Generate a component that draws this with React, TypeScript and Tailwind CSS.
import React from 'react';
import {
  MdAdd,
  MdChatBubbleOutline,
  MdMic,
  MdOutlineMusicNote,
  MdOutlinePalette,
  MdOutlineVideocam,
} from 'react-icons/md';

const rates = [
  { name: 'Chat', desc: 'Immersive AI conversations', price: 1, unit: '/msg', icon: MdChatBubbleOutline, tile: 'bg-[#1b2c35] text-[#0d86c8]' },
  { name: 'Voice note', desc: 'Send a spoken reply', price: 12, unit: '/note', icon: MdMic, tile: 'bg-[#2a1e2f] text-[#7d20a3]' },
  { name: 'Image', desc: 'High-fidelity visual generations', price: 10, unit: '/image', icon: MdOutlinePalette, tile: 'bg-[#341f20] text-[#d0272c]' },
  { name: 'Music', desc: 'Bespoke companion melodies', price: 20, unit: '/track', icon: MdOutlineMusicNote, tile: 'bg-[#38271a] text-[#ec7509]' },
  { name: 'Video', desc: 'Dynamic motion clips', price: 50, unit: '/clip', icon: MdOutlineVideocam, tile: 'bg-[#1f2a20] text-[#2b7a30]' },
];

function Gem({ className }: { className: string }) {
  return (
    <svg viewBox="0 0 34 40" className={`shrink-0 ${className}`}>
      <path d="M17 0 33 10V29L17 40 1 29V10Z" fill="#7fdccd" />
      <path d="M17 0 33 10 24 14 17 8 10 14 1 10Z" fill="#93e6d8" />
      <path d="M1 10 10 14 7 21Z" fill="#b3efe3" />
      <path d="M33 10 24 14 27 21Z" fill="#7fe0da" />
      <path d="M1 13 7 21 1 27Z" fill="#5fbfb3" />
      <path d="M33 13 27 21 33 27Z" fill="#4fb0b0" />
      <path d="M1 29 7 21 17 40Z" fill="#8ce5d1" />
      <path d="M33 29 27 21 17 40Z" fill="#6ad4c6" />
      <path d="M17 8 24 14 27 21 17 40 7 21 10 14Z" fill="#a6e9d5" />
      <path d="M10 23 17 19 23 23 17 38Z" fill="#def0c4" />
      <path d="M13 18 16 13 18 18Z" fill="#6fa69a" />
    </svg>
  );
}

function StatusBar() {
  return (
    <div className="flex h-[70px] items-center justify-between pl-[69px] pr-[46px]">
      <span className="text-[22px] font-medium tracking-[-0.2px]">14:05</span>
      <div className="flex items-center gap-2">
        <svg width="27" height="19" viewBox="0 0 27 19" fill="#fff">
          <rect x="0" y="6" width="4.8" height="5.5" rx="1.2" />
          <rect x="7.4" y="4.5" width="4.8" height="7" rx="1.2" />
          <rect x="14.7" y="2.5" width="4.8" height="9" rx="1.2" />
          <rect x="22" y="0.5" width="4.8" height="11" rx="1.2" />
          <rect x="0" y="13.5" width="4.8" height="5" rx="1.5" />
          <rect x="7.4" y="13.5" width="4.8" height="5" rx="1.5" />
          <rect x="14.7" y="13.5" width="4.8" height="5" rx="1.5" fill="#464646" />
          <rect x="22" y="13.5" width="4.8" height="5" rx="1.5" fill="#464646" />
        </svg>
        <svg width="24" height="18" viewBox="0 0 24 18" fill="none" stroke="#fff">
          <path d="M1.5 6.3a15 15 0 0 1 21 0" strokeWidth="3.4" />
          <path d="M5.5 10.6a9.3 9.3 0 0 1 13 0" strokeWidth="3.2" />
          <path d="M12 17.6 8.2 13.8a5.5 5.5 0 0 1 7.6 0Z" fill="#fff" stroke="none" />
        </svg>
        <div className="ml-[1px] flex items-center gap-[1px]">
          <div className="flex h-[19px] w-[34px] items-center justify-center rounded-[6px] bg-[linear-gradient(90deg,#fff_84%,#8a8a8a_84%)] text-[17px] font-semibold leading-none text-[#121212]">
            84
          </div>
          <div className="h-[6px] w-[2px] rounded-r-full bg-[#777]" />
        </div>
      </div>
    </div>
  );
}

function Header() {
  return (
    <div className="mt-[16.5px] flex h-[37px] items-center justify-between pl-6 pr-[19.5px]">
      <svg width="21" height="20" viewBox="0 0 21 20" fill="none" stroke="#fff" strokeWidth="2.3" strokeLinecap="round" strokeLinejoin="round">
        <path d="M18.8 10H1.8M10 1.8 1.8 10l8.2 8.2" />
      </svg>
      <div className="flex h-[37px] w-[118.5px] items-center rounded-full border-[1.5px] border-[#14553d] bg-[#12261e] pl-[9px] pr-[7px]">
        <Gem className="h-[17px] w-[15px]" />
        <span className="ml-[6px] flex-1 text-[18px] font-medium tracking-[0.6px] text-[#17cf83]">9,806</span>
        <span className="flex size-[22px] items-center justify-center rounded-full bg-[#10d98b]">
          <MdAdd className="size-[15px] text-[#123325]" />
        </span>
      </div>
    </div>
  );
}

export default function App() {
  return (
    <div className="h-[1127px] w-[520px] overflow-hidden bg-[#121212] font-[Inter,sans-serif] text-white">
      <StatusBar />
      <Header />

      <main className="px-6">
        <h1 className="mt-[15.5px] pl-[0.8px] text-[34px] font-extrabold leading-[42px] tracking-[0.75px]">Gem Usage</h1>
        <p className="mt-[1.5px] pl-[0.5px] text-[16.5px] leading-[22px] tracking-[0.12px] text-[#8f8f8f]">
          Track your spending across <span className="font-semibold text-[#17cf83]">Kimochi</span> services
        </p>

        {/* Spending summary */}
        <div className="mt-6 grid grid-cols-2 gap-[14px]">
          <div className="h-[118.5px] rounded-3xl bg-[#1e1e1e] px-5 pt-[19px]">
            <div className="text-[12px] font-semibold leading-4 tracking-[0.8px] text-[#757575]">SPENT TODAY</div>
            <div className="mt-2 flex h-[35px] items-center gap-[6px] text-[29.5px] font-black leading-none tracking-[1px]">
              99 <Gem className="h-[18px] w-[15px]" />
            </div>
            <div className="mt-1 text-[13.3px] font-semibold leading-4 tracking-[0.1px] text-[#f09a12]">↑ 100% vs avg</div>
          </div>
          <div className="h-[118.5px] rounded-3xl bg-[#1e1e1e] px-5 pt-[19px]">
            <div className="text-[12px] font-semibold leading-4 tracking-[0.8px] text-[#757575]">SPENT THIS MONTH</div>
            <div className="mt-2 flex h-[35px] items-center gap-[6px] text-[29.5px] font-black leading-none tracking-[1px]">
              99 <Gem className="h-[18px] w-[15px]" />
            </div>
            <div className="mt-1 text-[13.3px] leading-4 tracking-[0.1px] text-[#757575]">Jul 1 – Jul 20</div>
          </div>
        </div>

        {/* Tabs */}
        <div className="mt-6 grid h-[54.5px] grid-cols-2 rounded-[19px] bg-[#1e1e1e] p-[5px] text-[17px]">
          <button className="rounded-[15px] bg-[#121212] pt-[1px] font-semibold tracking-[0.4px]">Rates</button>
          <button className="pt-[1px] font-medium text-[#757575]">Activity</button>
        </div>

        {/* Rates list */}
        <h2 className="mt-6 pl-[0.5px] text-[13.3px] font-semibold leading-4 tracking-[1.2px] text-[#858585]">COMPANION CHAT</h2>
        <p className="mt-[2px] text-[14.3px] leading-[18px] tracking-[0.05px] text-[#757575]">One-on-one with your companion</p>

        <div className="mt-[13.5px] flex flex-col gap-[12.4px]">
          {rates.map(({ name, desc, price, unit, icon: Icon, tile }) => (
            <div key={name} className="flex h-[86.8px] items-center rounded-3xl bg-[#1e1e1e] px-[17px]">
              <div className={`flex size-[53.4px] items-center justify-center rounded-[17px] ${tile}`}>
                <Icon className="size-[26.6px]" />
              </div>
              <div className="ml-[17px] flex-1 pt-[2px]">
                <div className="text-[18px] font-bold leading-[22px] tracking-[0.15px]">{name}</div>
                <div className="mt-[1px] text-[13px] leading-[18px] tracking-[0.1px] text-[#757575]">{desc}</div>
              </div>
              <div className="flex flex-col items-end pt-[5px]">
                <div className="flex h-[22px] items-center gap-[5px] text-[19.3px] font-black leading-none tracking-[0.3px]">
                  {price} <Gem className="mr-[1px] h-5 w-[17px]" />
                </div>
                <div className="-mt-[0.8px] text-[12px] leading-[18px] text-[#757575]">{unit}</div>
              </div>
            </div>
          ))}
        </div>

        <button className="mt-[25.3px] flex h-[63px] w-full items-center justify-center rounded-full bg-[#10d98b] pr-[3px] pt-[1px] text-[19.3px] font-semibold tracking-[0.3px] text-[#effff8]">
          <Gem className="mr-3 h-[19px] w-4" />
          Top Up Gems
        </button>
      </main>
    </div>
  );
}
= = = =
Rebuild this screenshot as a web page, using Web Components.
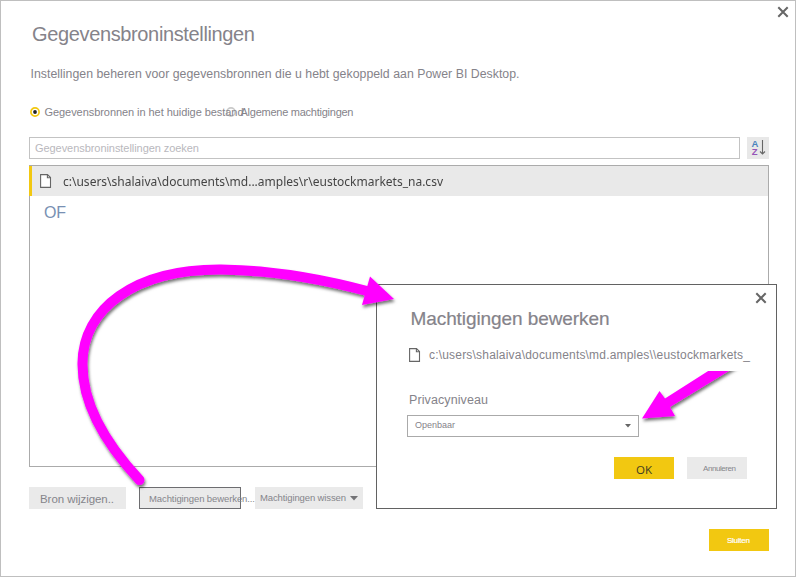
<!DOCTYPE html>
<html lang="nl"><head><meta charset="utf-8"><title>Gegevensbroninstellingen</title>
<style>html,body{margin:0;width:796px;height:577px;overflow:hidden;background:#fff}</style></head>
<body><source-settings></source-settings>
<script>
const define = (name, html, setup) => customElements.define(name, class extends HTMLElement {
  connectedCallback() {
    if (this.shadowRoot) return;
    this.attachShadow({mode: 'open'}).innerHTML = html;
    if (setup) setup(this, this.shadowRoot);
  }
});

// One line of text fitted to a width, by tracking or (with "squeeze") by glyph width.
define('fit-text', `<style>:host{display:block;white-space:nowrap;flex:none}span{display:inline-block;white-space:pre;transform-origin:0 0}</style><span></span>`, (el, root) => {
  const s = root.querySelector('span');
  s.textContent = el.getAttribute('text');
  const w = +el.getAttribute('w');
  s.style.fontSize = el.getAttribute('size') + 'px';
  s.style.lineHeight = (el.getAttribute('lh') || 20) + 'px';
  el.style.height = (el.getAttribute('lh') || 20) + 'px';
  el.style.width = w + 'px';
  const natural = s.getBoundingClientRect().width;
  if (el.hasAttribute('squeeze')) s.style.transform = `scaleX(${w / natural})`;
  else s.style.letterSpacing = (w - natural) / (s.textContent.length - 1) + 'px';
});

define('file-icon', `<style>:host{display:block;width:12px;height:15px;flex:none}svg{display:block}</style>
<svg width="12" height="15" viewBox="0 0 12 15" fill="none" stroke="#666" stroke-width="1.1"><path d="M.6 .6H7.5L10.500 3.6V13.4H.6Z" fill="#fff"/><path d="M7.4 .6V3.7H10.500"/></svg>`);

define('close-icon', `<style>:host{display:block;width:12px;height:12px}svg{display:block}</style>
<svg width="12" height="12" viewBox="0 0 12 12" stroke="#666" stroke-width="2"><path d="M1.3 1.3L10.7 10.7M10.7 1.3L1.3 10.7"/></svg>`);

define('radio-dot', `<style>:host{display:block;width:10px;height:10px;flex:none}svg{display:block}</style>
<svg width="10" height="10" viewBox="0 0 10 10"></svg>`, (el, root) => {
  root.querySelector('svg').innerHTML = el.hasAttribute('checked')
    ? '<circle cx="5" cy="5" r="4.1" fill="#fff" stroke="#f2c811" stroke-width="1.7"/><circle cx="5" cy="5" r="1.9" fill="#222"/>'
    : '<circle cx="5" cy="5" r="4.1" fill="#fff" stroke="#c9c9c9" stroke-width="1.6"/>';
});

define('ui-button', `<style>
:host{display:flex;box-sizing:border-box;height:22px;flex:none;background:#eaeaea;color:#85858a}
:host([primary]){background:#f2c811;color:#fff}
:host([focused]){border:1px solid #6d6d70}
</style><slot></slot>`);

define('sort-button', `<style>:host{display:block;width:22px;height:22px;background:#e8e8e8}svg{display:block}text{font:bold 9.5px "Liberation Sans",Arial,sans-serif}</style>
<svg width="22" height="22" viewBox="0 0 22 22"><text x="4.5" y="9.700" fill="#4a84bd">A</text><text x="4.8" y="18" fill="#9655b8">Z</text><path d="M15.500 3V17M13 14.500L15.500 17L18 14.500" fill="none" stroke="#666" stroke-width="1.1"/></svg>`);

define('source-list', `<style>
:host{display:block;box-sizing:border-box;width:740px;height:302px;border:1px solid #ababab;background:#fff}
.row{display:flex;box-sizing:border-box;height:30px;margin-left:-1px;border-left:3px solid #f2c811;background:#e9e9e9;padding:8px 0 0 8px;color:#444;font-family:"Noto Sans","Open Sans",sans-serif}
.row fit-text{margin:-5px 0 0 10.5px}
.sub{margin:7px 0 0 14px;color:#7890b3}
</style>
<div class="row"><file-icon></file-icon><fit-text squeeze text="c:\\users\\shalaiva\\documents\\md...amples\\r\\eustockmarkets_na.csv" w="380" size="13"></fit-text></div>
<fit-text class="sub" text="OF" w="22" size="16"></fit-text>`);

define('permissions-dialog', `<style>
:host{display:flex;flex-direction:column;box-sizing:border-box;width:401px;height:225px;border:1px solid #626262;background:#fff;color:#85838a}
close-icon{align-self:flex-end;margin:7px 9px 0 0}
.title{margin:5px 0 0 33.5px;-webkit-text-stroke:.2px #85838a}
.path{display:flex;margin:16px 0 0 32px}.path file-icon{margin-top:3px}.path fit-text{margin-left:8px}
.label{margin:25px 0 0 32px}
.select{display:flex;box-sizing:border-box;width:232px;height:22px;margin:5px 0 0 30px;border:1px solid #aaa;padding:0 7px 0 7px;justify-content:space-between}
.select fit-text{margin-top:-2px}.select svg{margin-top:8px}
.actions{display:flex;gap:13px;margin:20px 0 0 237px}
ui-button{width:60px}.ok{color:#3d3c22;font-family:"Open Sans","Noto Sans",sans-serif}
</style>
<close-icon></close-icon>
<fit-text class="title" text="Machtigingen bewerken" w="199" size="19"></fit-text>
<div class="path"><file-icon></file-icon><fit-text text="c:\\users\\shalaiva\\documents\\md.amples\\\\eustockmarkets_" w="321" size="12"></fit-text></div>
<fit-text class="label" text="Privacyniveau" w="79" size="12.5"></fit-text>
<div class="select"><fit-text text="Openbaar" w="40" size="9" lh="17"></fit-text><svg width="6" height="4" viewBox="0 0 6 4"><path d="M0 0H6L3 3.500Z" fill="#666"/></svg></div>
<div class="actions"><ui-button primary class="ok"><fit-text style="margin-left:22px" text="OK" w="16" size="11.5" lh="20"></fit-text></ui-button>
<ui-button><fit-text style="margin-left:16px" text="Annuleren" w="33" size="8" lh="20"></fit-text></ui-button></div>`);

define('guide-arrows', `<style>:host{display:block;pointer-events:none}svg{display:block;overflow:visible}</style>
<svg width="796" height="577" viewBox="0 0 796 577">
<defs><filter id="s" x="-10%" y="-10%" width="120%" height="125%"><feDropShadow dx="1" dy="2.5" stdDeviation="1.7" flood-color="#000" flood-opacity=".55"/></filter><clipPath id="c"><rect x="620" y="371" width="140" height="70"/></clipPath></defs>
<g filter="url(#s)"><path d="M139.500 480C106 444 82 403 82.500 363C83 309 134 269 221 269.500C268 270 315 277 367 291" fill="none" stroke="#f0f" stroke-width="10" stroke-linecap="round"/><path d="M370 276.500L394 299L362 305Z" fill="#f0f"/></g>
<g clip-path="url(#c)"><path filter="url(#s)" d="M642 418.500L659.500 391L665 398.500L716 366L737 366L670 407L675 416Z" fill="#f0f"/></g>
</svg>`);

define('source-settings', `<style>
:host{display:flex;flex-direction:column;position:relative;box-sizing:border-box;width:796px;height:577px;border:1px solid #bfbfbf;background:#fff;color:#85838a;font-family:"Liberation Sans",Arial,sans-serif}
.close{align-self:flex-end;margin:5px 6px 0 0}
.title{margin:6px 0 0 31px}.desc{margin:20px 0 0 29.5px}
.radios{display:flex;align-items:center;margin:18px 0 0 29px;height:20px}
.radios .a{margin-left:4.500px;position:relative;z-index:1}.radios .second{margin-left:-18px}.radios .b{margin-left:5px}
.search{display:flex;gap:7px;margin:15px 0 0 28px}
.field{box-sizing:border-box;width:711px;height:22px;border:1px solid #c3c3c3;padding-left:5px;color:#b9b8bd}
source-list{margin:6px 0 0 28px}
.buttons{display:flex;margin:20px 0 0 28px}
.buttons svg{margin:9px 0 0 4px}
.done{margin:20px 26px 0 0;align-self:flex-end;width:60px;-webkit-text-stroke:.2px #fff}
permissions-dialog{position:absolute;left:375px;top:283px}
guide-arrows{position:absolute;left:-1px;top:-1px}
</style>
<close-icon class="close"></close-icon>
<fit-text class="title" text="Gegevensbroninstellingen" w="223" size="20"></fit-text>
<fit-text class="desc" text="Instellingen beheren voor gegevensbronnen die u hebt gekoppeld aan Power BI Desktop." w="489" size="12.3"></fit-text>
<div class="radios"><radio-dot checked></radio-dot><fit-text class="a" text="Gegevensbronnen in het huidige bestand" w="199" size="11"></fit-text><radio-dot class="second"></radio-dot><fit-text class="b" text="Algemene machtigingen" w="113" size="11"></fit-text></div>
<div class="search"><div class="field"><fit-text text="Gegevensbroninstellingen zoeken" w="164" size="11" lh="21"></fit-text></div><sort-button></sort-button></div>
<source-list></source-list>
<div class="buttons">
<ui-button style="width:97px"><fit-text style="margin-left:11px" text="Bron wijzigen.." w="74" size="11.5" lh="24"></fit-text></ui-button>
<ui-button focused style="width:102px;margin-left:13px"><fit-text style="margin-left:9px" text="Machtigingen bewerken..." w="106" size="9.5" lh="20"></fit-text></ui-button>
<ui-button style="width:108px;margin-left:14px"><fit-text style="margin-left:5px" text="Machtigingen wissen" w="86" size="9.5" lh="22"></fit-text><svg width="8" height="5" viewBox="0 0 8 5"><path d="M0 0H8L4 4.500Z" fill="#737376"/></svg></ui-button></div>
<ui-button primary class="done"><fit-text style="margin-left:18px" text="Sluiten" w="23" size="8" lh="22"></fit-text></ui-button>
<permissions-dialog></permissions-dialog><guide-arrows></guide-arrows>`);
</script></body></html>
= = = =
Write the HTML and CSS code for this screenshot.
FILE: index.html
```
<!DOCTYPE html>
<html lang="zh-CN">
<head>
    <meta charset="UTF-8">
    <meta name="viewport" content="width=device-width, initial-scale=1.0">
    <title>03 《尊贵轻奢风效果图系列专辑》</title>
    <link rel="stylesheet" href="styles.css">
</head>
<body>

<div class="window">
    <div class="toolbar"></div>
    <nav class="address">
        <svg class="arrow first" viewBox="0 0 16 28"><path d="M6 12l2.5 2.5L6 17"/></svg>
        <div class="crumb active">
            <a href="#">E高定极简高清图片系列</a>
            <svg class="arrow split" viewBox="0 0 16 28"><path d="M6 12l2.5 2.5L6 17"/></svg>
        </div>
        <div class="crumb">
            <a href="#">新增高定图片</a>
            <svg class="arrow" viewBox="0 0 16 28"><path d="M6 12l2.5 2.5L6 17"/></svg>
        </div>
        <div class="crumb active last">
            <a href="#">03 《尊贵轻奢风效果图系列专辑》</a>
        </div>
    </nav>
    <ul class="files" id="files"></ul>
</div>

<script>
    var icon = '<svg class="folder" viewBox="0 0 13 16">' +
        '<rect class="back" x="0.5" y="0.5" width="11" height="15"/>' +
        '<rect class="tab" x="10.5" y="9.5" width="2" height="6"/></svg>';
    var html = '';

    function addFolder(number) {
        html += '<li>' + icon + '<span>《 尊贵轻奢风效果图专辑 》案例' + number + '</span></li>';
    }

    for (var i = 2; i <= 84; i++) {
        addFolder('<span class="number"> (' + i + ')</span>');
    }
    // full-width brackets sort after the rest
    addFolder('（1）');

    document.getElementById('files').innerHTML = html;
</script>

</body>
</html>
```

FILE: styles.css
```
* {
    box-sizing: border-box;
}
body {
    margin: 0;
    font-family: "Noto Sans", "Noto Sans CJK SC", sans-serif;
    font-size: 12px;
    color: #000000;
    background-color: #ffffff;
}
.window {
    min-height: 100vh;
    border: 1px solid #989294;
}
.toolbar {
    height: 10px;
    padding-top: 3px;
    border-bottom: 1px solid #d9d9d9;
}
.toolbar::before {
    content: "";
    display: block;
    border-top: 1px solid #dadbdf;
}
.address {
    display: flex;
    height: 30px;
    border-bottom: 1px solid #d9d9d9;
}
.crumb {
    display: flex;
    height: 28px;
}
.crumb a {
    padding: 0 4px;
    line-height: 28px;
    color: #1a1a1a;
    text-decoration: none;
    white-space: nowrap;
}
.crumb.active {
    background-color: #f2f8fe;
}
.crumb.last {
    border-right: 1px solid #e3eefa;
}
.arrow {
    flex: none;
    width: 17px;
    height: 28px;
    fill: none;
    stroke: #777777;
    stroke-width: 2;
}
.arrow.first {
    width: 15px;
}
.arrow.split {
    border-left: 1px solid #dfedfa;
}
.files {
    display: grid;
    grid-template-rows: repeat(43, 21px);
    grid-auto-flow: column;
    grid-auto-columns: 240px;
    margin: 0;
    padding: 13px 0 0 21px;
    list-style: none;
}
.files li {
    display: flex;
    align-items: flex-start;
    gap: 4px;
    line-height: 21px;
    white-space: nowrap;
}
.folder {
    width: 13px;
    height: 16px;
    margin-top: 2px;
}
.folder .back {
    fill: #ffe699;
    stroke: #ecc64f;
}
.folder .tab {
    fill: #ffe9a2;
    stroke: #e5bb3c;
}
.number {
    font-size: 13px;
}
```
= = = =
Required task -
List the lines that contain the word "screenshot".

Complete output -
Rebuild this screenshot as a web page, using Web Components.
Write the HTML and CSS code for this screenshot.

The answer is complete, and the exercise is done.